A Superior Self-Adhesive, Self-Healing, and Anti-Freezing Gel toward Flexible Sensor Applications in Extreme Conditions

As an important part of flexible wearable electronics, hydrogel sensors have aroused great interest. However, two serious issues, low self-healing efficiency and terrible environmental adaptability, have largely limited the development of hydrogel sensors. Herein, a versatile gel elastomer (P(HEA-AA)/PEI/Gly) is synthesized via introducing polyethylenimine (PEI), 2-hydroxyethyl acrylate (HEA), and acrylic acid (AA) into a glycerin/water binary solvent system, which exhibits high stretchability (1427% elongation), outstanding self-healing efficiency (95%), and exceptional low-temperature adaptability (−35 °C) as well as robust self-adhesion. Meanwhile, the assembled P(HEA-AA)/PEI/Gly gel sensor possesses reliable sensitivity, wide strain range, and long-term cycling stability, which can not only precisely monitor different mechanical deformations (stretching, twisting, and bending) but also specifically distinguish the human activities in the opposite direction. In particular, even in an extremely cold environment of −35 °C, the gel sensor still can withstand large mechanical damages caused by external factors and restore its sensing capability.
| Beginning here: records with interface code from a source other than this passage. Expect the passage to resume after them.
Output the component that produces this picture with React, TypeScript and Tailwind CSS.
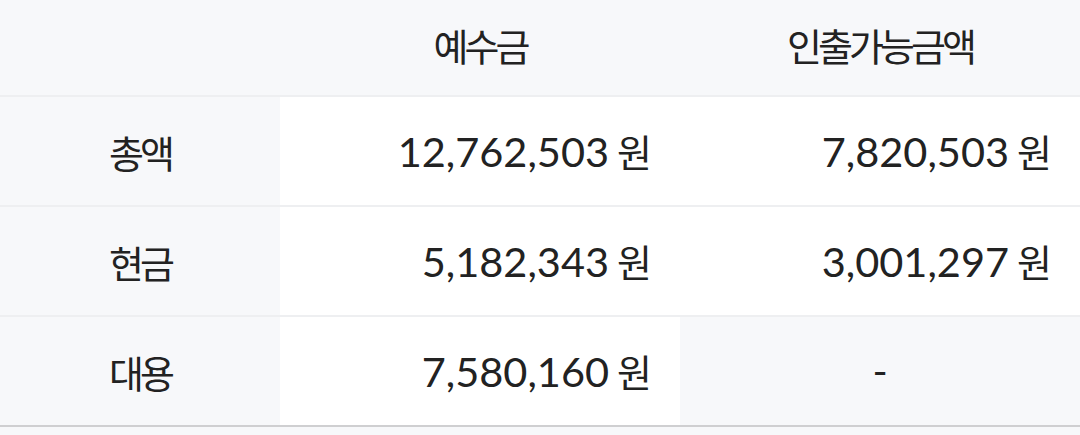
const rows = [
  { label: "총액", deposit: "12,762,503", withdrawable: "7,820,503" },
  { label: "현금", deposit: "5,182,343", withdrawable: "3,001,297" },
  { label: "대용", deposit: "7,580,160", withdrawable: null },
];

const ko = "[font-family:'Noto_Sans_CJK_KR',sans-serif]";

function Amount({ value }: { value: string }) {
  return (
    <span className="flex items-baseline gap-[8px]">
      <span className="font-['Lato',sans-serif] text-[41.5px]">{value}</span>
      <span className={`${ko} text-[38px] tracking-[-4px]`}>원</span>
    </span>
  );
}

export default function App() {
  return (
    <div className="min-h-screen bg-[#f7f8fa] text-[#222]">
      <div className="grid grid-cols-[280px_400px_400px] h-[97px] border-b-2 border-[#eeeff1] items-center pb-[6px]">
        <div />
        <div className={`${ko} text-center text-[38px] tracking-[-4px]`}>예수금</div>
        <div className={`${ko} text-center text-[38px] tracking-[-4px]`}>인출가능금액</div>
      </div>

      {rows.map((row, i) => {
        const last = i === rows.length - 1;
        return (
          <div
            key={row.label}
            className={`grid grid-cols-[280px_400px_400px] h-[110px] border-b-2 ${
              last ? "border-[#cfcfd1]" : "border-[#eeeff1]"
            }`}
          >
            <div className={`${ko} flex items-center justify-center bg-[#f7f8fa] text-[38px] tracking-[-4px]`}>
              {row.label}
            </div>
            <div className="flex items-center justify-end bg-white pr-[32px]">
              <Amount value={row.deposit} />
            </div>
            {row.withdrawable ? (
              <div className="flex items-center justify-end bg-white pr-[32px]">
                <Amount value={row.withdrawable} />
              </div>
            ) : (
              <div className="flex items-center justify-center bg-[#f7f8fa] font-['Lato',sans-serif] text-[41px]">
                -
              </div>
            )}
          </div>
        );
      })}
    </div>
  );
}
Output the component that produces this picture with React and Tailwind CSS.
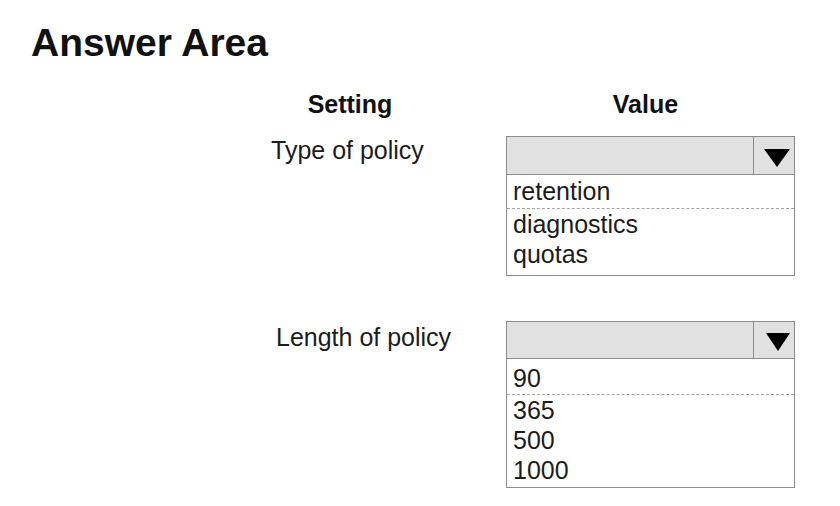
const Arrow = ({ w }) => (
  <svg width={w} height="18" viewBox={`0 0 ${w} 18`}>
    <polygon points={`0,0 ${w},0 ${w / 2},18`} fill="#000" />
  </svg>
);

const DropBox = ({ headH, arrowW, first, rest, firstPad, restPad }) => (
  <div className="w-[289px] border border-[#8c8c8c] bg-white">
    <div
      className={`flex border-b border-[#8c8c8c] bg-[#e1e1e1] ${headH}`}
    >
      <div className="flex-1" />
      <div className="flex w-[41px] items-end justify-end border-l border-[#8c8c8c] pr-[4px] pb-[7px]">
        <Arrow w={arrowW} />
      </div>
    </div>
    <div className={`border-b border-dashed border-[#a5a5a5] pl-[6px] leading-[30px] ${firstPad}`}>
      {first}
    </div>
    <div className={`pl-[6px] leading-[30px] ${restPad}`}>
      {rest.map((r) => (
        <div key={r}>{r}</div>
      ))}
    </div>
  </div>
);

export default function App() {
  return (
    <div className="h-[506px] w-[840px] bg-white text-[#1c1c1c] font-['Liberation_Sans',Arial,sans-serif]">
      <h1 className="pl-[31px] pt-[23px] text-[39px] font-bold leading-[39px] text-[#111]">
        Answer Area
      </h1>

      {/* column headers */}
      <div className="mt-[30px] flex text-[25px] font-bold leading-[25px] text-[#111]">
        <div className="ml-[250px] w-[200px] text-center">Setting</div>
        <div className="ml-[56px] w-[289px] pr-[10px] text-center">Value</div>
      </div>

      {/* type of policy */}
      <div className="mt-[19px] flex items-start text-[25px]">
        <div className="w-[506px] pl-[271px] pt-[2px] leading-[25px]">Type of policy</div>
        <DropBox
          headH="h-[38px]"
          arrowW={26}
          first="retention"
          rest={["diagnostics", "quotas"]}
          firstPad="pt-[1px] pb-[2px]"
          restPad="pb-[6px]"
        />
      </div>

      {/* length of policy */}
      <div className="mt-[45px] flex items-start text-[25px]">
        <div className="w-[506px] pl-[276px] pt-[4px] leading-[25px]">Length of policy</div>
        <DropBox
          headH="h-[37px]"
          arrowW={24}
          first="90"
          rest={["365", "500", "1000"]}
          firstPad="pt-[4px] pb-[1px]"
          restPad="pb-[2px]"
        />
      </div>
    </div>
  );
}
This feature inspires us to construct a wearable communication device with a low-temperature self-healing function that can accurately deliver various valuable information to the receiver under extreme conditions, such as "Warn", "Cold", and "Dangerous". This work provides a feasible method to construct excellent self-healing and temperature tolerant gel sensors and paves the way for versatile applications in electronic skin, artificial intelligence, and soft robotics.